Federal employment claims brought by employees against their employers, and which are often based on race, sex, and age are often times accompanied by a claim for retaliation. A retaliation claim is in fact a very simple allegation that involves very few components. First, an employee must allege he engaged in a protected activity, such as complaining about racial or age discrimination. Second, the employee must claim he was then punished for doing so. This so called punishment is referred to as “an adverse employment action.” While retaliation is a simple claim, as with most employment cases, it is often accompanied by convoluted facts.

In order to succeed on a retaliation claim, a person must be able to establish a “causal connection” between the protected activity, i.e. complaining about racial discrimination, and the punishment that followed. In other words, they must establish that the punishment was a result of their complaint. As with most cases, the often muddy facts and what really happened complicate this fairly simple analysis.

In a January 27 opinion by the Tenth Circuit Court of Appeals (Todd Anderson v. AOL, LLC) it affirmed the trial court’s decision denying Anderson’s retaliation claim when the only evidence to support the claim was that the punishment, in his case a termination, was close in time to his complaints of gender and race discrimination. While the proximity of the protected activity and the punishment is a factor for the Court to consider in determining whether retaliation occurred, this was not enough to prove Anderson’s case.

Case summary: Anderson complained that both his gender and his race played a part in promotional decisions by AOL. Shortly thereafter, Anderson was fired. Because it is an action taken by the employer that is clearly adverse to the employee, termination is of course an adverse employment. Keep in mind, however, that while termination undeniably falls into the category of “adverse employment actions,” there are other things that may be considered “adverse employment actions” as well (e.g., failure to promote, job reassignment, etc).

In Anderson’s case, although his complaints and termination were very close in proximity, there were numerous documents and evidence supporting AOL’s position that Anderson had been a problem employee for quite a long time. AOL clearly established that Anderson was terminated for a legitimate business reason; specifically, his inability to function within the management team and to perform the roles and duties of his job.

The evidence showed that Anderson was hostile, unreliable and, in general, unwilling to work within the business structure set up by AOL. After being counseled concerning his erratic and inappropriate behavior, AOL made a legitimate business decision to terminate him.

Anderson still could have prevailed if he had been able to show that AOL’s reason was merely a pretext for retaliation. In other words, it was then up to Anderson to prove AOL was using job performance as a smoke screen and in fact, fired him in retaliation for his complaints. Anderson could not do this. In fact, the only possible piece of evidence that Anderson had was the timing between his complaints and his termination.

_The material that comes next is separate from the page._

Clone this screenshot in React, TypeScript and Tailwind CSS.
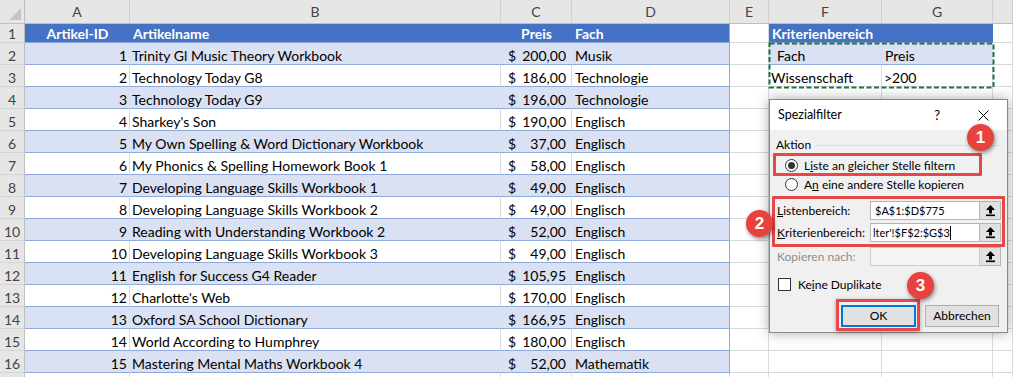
import React from "react";

const rows: [number, string, string, string][] = [
  [1, "Trinity Gl Music Theory Workbook", "200,00", "Musik"],
  [2, "Technology Today G8", "186,00", "Technologie"],
  [3, "Technology Today G9", "196,00", "Technologie"],
  [4, "Sharkey's Son", "190,00", "Englisch"],
  [5, "My Own Spelling & Word Dictionary Workbook", "37,00", "Englisch"],
  [6, "My Phonics & Spelling Homework Book 1", "58,00", "Englisch"],
  [7, "Developing Language Skills Workbook 1", "49,00", "Englisch"],
  [8, "Developing Language Skills Workbook 2", "49,00", "Englisch"],
  [9, "Reading with Understanding Workbook 2", "52,00", "Englisch"],
  [10, "Developing Language Skills Workbook 3", "49,00", "Englisch"],
  [11, "English for Success G4 Reader", "105,95", "Englisch"],
  [12, "Charlotte's Web", "170,00", "Englisch"],
  [13, "Oxford SA School Dictionary", "166,95", "Englisch"],
  [14, "World According to Humphrey", "180,00", "Englisch"],
  [15, "Mastering Mental Maths Workbook 4", "52,00", "Mathematik"],
];

const font = { fontFamily: "Lato, 'Liberation Sans', sans-serif" };
const uiFont = { fontFamily: "Lato, 'Noto Sans', sans-serif" };

const RH = "flex items-end justify-center leading-[17px] bg-[#e6e6e6] border-r border-b border-r-[#bfbfbf] border-b-[#d4d4d4] text-[#444] text-[14px]";
const G = "flex items-end leading-[17px] whitespace-nowrap overflow-hidden bg-white border-r border-b border-[#dadada] text-[14px] text-black";

function UpIcon() {
  return (
    <svg width="11" height="13" viewBox="0 0 11 13">
      <polygon points="5.5,1 1,6 10,6" fill="#000" />
      <rect x="4" y="5.5" width="3" height="4" fill="#000" />
      <rect x="1" y="10.5" width="9" height="1.6" fill="#000" />
    </svg>
  );
}

export default function App() {
  return (
    <div className="relative w-[1013px] h-[377px] overflow-hidden bg-white" style={font}>
      <div className="grid grid-cols-[25px_105px_371px_71px_158px_39px_113px_111px_20px]">
        {/* column header */}
        <div className="relative h-[24px] bg-[#e6e6e6] border-r border-b border-[#bfbfbf]">
          <div className="absolute right-[3px] bottom-[3px] w-0 h-0 border-l-[12px] border-l-transparent border-b-[12px] border-b-[#c4c4c4]" />
        </div>
        {["A", "B", "C", "D", "E", "F", "G", ""].map((l, k) => (
          <div key={k} className="h-[24px] flex items-center justify-center bg-[#e6e6e6] border-r border-b border-r-[#d0d0d0] border-b-[#bfbfbf] text-[#444] text-[14px]">
            {l}
          </div>
        ))}

        {/* row 1 */}
        <div className="h-[19px] flex items-center justify-center bg-[#e6e6e6] border-r border-b border-r-[#bfbfbf] border-b-[#d4d4d4] text-[#444] text-[14px]">1</div>
        <div className="h-[19px] flex items-center justify-center bg-[#4472c4] border-b border-[#8ea9db] text-white font-bold text-[14px]">Artikel-ID</div>
        <div className="h-[19px] flex items-center px-[3px] bg-[#4472c4] border-b border-[#8ea9db] text-white font-bold text-[14px]">Artikelname</div>
        <div className="h-[19px] flex items-center justify-center bg-[#4472c4] border-b border-[#8ea9db] text-white font-bold text-[14px]">Preis</div>
        <div className="h-[19px] flex items-center px-[3px] bg-[#4472c4] border-b border-r border-b-[#8ea9db] border-r-[#8ea9db] text-white font-bold text-[14px]">Fach</div>
        <div className={`${G} h-[19px]`} />
        <div className="h-[19px] col-span-2 flex items-center px-[3px] bg-[#4472c4] border-r border-b border-[#4472c4] border-b-[#8ea9db] text-white font-bold text-[14px]">Kriterienbereich</div>
        <div className={`${G} h-[19px]`} />

        {rows.map(([id, name, price, fach], i) => {
          const r = i + 2;
          const blue = r % 2 === 0;
          const base = blue
            ? "h-[22px] flex items-end leading-[17px] whitespace-nowrap overflow-hidden bg-[#d9e1f2] border-b border-r border-b-[#8ea9db] border-r-[#d9e1f2] text-[14px] text-black"
            : "h-[22px] flex items-end leading-[17px] whitespace-nowrap overflow-hidden bg-white border-b border-r border-b-[#8ea9db] border-r-[#dadada] text-[14px] text-black";
          const lastT = blue
            ? "h-[22px] flex items-end leading-[17px] whitespace-nowrap overflow-hidden bg-[#d9e1f2] border-b border-r border-[#8ea9db] px-[3px] text-[14px] text-black"
            : "h-[22px] flex items-end leading-[17px] whitespace-nowrap overflow-hidden bg-white border-b border-r border-[#8ea9db] px-[3px] text-[14px] text-black";
          return (
            <React.Fragment key={id}>
              <div className={`${RH} h-[22px]`}>{r}</div>
              <div className={`${base} justify-end pr-[2px]`}>{id}</div>
              <div className={`${base} px-[2px]`}>{name}</div>
              <div className={`${base} justify-between pl-[7px] pr-[5px]`}>
                <span>$</span>
                <span>{price}</span>
              </div>
              <div className={lastT}>{fach}</div>
              <div className={`${G} h-[22px]`} />
              {r === 2 ? (
                <>
                  <div className="h-[22px] flex items-end leading-[17px] pl-[8px] bg-[#d9e1f2] border-b border-r border-b-[#8ea9db] border-r-[#d9e1f2] text-[14px]">Fach</div>
                  <div className="h-[22px] flex items-end leading-[17px] pl-[3px] bg-[#d9e1f2] border-b border-r border-[#8ea9db] border-r-[#d9e1f2] text-[14px]">Preis</div>
                </>
              ) : r === 3 ? (
                <>
                  <div className={`${G} h-[22px] px-[2px]`}>Wissenschaft</div>
                  <div className={`${G} h-[22px] px-[2px]`}>&gt;200</div>
                </>
              ) : (
                <>
                  <div className={`${G} h-[22px]`} />
                  <div className={`${G} h-[22px]`} />
                </>
              )}
              <div className={`${G} h-[22px]`} />
            </React.Fragment>
          );
        })}
        <div className={`${RH} h-[22px]`} />
        {[0, 1, 2, 3, 4, 5, 6, 7].map((k) => (
          <div key={k} className={`${G} h-[22px]`} />
        ))}
      </div>

      {/* marching ants */}
      <svg className="absolute left-[768px] top-[42px]" width="227" height="47">
        <rect x="1.5" y="1.5" width="224" height="44" fill="none" stroke="#217346" strokeWidth="2" strokeDasharray="5 2.5" />
      </svg>

      {/* dialog */}
      <div className="absolute left-[769px] top-[99px] w-[239px] h-[234px] flex flex-col bg-[#f0f0f0] border border-[#8a8a8a] shadow-[0_0_12px_rgba(0,0,0,0.35)] text-[12px] leading-[16px] text-black" style={uiFont}>
        <div className="h-[30px] flex items-center bg-white pl-[8px] pr-[18px] shrink-0">
          <span className="flex-1 text-[12.5px]">Spezialfilter</span>
          <span className="mr-[38px] text-[13px]">?</span>
          <svg width="11" height="11" viewBox="0 0 11 11">
            <path d="M0.5 0.5 L10.5 10.5 M10.5 0.5 L0.5 10.5" stroke="#000" strokeWidth="1" />
          </svg>
        </div>
        <div className="flex flex-col px-[6px] pt-[6px]">
          <div className="flex items-center gap-[6px] h-[18px]">
            <span>Aktion</span>
            <div className="flex-1 h-px bg-[#dcdcdc]" />
          </div>
          <div className="flex items-center h-[19px] mt-[2px] pl-[9px]">
            <span className="w-[13px] h-[13px] rounded-full border border-[#333] bg-white flex items-center justify-center">
              <span className="w-[7px] h-[7px] rounded-full bg-[#333]" />
            </span>
            <span className="ml-[6px]">L<u>i</u>ste an gleicher Stelle filtern</span>
          </div>
          <div className="flex items-center h-[19px] pl-[9px]">
            <span className="w-[13px] h-[13px] rounded-full border border-[#333] bg-white" />
            <span className="ml-[6px]">A<u>n</u> eine andere Stelle kopieren</span>
          </div>
          <div className="flex flex-col gap-[3px] mt-[7px]">
            <div className="flex items-center h-[19px]">
              <span className="w-[94px] pl-[1px]"><u>L</u>istenbereich:</span>
              <div className="w-[110px] h-[19px] flex items-center bg-white border border-[#b5b5b5] pl-[4px] text-[11px]">$A$1:$D$775</div>
              <div className="w-[21px] h-[19px] flex items-center justify-center bg-[#e1e1e1] border border-[#b5b5b5] border-l-0"><UpIcon /></div>
            </div>
            <div className="flex items-center h-[19px]">
              <span className="w-[94px] pl-[1px]"><u>K</u>riterienbereich:</span>
              <div className="w-[110px] h-[19px] flex items-center bg-white border border-[#b5b5b5] pl-[2px] overflow-hidden whitespace-nowrap text-[11px]">
                lter'!$F$2:$G$3<span className="inline-block w-px h-[14px] bg-black" />
              </div>
              <div className="w-[21px] h-[19px] flex items-center justify-center bg-[#e1e1e1] border border-[#b5b5b5] border-l-0"><UpIcon /></div>
            </div>
            <div className="flex items-center h-[19px] mt-[2px]">
              <span className="w-[94px] pl-[1px] text-[#8d8d8d]">Kopieren nach:</span>
              <div className="w-[110px] h-[19px] bg-[#f4f4f4] border border-[#cccccc]" />
              <div className="w-[21px] h-[19px] flex items-center justify-center bg-[#e1e1e1] border border-[#b5b5b5] border-l-0"><UpIcon /></div>
            </div>
          </div>
          <div className="flex items-center h-[13px] mt-[12px] pl-[2px]">
            <span className="w-[13px] h-[13px] border border-[#333] bg-white" />
            <span className="ml-[7px]">Ke<u>i</u>ne Duplikate</span>
          </div>
          <div className="flex justify-end gap-[9px] mt-[14px] pr-[2px]">
            <div className="w-[75px] h-[22px] flex items-center justify-center bg-[#e1e1e1] border-2 border-[#0078d7]">OK</div>
            <div className="w-[74px] h-[22px] flex items-center justify-center bg-[#e1e1e1] border border-[#adadad]">Abbrechen</div>
          </div>
        </div>
      </div>

      {/* annotation boxes */}
      <div className="absolute left-[773px] top-[153px] w-[209px] h-[23px] border-[3px] border-[#e8474a] rounded-[1px]" />
      <div className="absolute left-[772px] top-[196px] w-[233px] h-[51px] border-[3px] border-[#e8474a] rounded-[1px]" />
      <div className="absolute left-[836px] top-[299px] w-[84px] h-[32px] border-[3px] border-[#e8474a] rounded-[1px] shadow-[0_1px_4px_rgba(0,0,0,0.35)]" />

      {/* badges */}
      <div className="absolute left-[967px] top-[124px] w-[27px] h-[27px] rounded-full bg-[#e8413e] shadow-[1px_2px_4px_rgba(0,0,0,0.45)] flex items-center justify-center text-white font-bold text-[17px]" style={{ fontFamily: "'Liberation Sans', sans-serif" }}>1</div>
      <div className="absolute left-[746px] top-[210px] w-[27px] h-[27px] rounded-full bg-[#e8413e] shadow-[1px_2px_4px_rgba(0,0,0,0.45)] flex items-center justify-center text-white font-bold text-[17px]" style={{ fontFamily: "'Liberation Sans', sans-serif" }}>2</div>
      <div className="absolute left-[907px] top-[272px] w-[27px] h-[27px] rounded-full bg-[#e8413e] shadow-[1px_2px_4px_rgba(0,0,0,0.45)] flex items-center justify-center text-white font-bold text-[17px]" style={{ fontFamily: "'Liberation Sans', sans-serif" }}>3</div>
    </div>
  );
}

While proximity is a factor in determining whether retaliation occurred, temporal proximity alone is simply not enough to establish retaliation.

The bottom line is that without any other evidence, temporal proximity between complaints and adverse employment actions will not satisfy the employee’s burden of proof on a retaliation claim.

What did we learn… practical tips and suggestions:

  1. Know your adverse employment actions. Without a doubt, termination is an adverse employment action. However, there are many other actions such as demotion in pay, demotion in status, moving plaintiff’s office to a broom closet, etc., which can be considered adverse employment actions.
  2. Understand you must be able to demonstrate a legitimate reason for the adverse employment decision. In the best case scenario, that legitimate business decision will be well documented and supported by other employees’ testimony. Note, this does not mean simply papering an employee’s file with complaints, but means in fact that you the employer must have a legitimate basis for the actions that you take.
  3. Before taking an adverse employment action, check to see if the employee has made any such complaints. If so, look critically at the reasons behind the adverse employment action to be sure they are legitimate – and not motivated by retaliation.